Dialing For Dollars
Michael Isikoff and Mark Hosenball
Newsweek
A little-known State Department program that pays rewards for tips about terrorism is facing new scrutiny on Capitol Hill amid allegations that it forked over $5 million to the wrong tipster.
In a private ceremony attended by top U.S. counterterrorism officials last Friday, Clarence Prevost, a former flight instructor at the Pan American International Flight Academy in Minnesota, was given a $5 million check for his help in the case of Zacarias Moussaoui--the convicted Al Qaeda operative who was arrested just three weeks before the September 11 attacks. Moussaoui aroused suspicion at the flight school when he signed up to learn to fly 747 jumbo jets, even though he'd had no previous flight experience. It was the first-ever payment in a domestic-terrorism case under the State Department program called Rewards for Justice.
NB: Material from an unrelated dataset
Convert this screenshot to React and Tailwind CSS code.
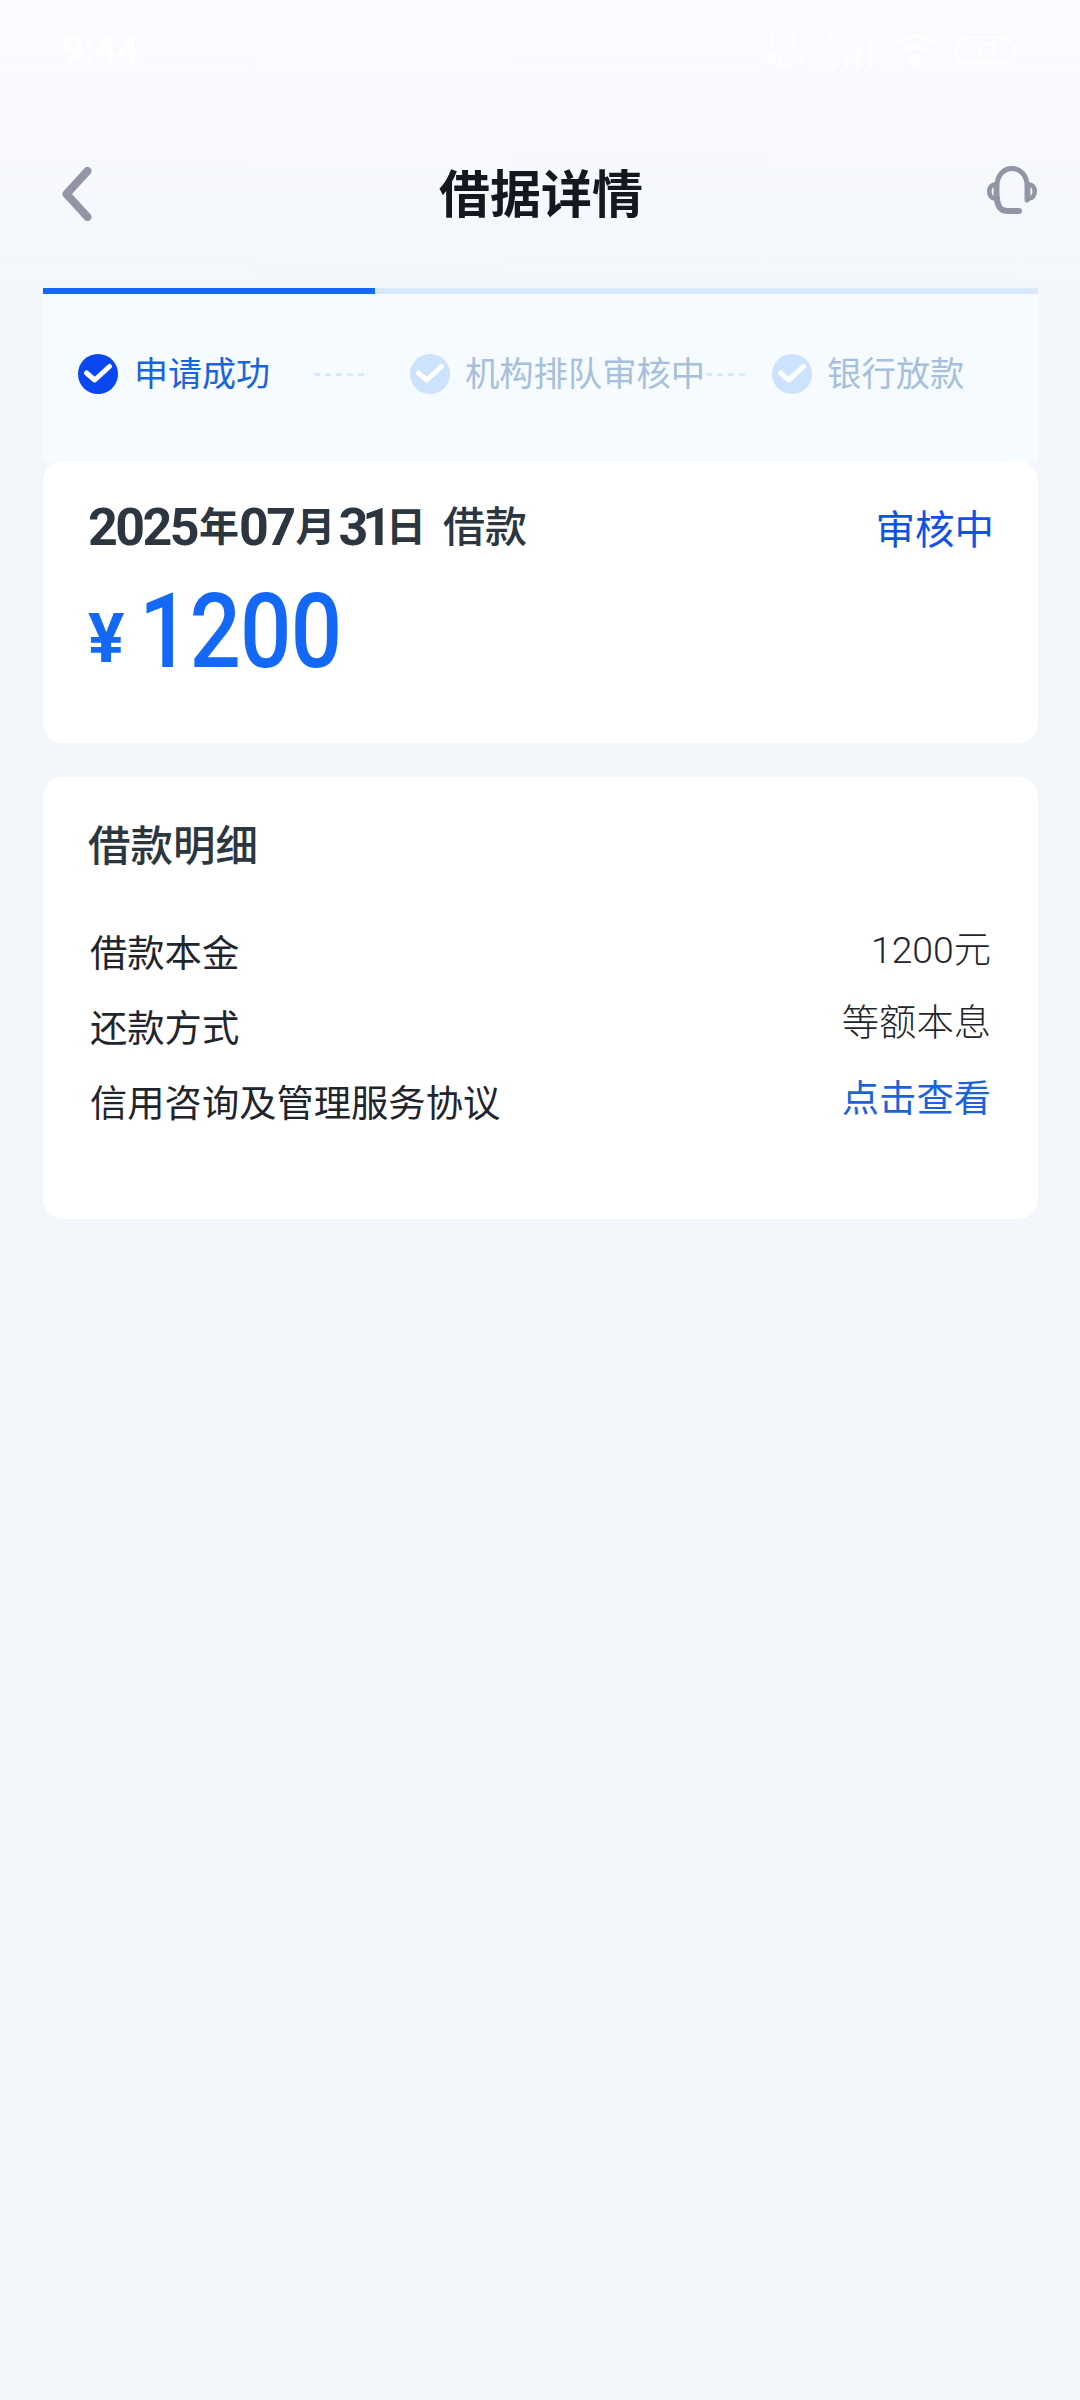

Prevost, who was Moussaoui's original flight instructor, worked with the FBI in developing the case against the Al Qaeda terrorist and testified during the sentencing phase of his trial. But court testimony also shows that two of Prevost's colleagues at the flight school, Tim Nelson and Hugh Sims, were actually the first to call the FBI and alert agents to Moussaoui's odd behavior. Their two phone calls, made separately on the morning of Aug. 15, 2001, led the bureau to launch an investigation of Moussaoui within 30 minutes and arrest the French-born Islamic militant on immigration charges the next day, according to testimony from an FBI agent in the trial.